Für den künftigen Betrieb des Euerdorfer Heims gab es laut Schießer zwei Angebote: neben dem des bisherigen Betreibers, der Martin-Schnapp GmbH, das der Heß'schen Stiftung. Den Ausschlag für die Heß'sche Stiftung gab die längere Vertragslaufzeit von 20 Jahren und offenbar auch eine höhere Pacht. Die Pachteinnahmen sind die Ertragsquelle der Stiftung.
So begründete Schießer die Entscheidung für die Heß'schen Stiftung damit, dass die Sicherung der Einrichtung "unabdingbar" sei.
Pfarrer Kochumalayil erwähnte, dass beim jetzigen Betreiber in der Vergangenheit "finanzielle Differenzen" aufgetaucht waren. Der Betreiber habe vor einigen Jahren mit Pachtzahlungen im Verzug gestanden, wobei alle Rückstände mittlerweile gezahlt worden seien.
Auf Nachfrage sagte Peter Martin, er habe erwartet, dass der Vertrag wieder mit der Martin-Schnapp GmbH geschlossen werde.

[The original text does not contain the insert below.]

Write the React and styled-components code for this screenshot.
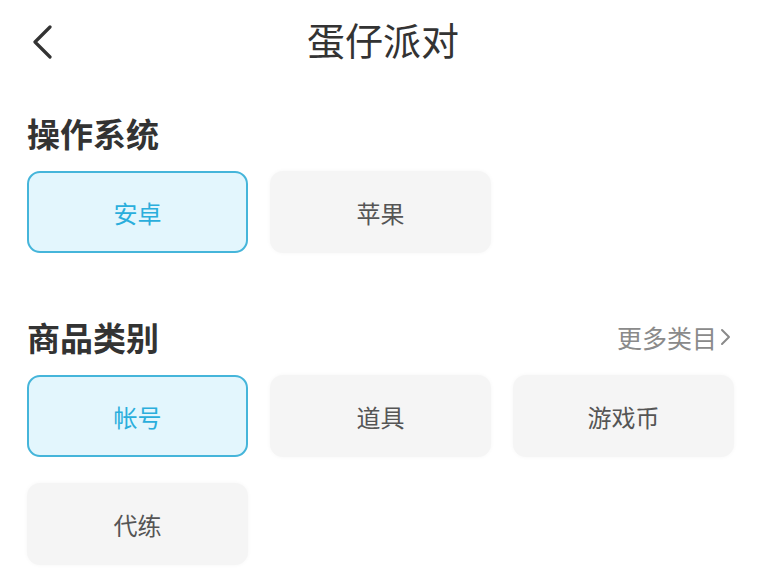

Der Geschäftsführer der GmbH und stellvertretende Heimleiter äußerte sich überrascht über die Entscheidung der Stiftung und ihre Mitteilung vom 5. August.
Es sei normal, dass Verträge auch einmal Interpretationsspielraum lassen und an neue Gegebenheiten angepasst werden müssen.
Aber letztlich sei der, nun gekündigte, Vertrag damals von der Stiftungsaufsicht geprüft worden.
Die früheren Pachtrückstände erklärte Martin damit, dass bei einzelnen Bewohnern aufgrund der kurzfristigen Unterbringung die Kostenübernahme durch die Pflegekassen noch nicht geklärt gewesen sei. Außerdem sei die GmbH in der Anfangsphase in Vorleistung gegangen, um die Einrichtung am Laufen zu halten.
Martin bezeichnete die Schließung als dramatisch für die Heimbewohner. Derzeit sind es laut dem Geschäftsführer 34. Er hatte bereits vor wenigen Tagen in einem offenen Brief an die Angehörigen Unterstützung bei der Suche nach einem neuen Pflegeplatz angekündigt.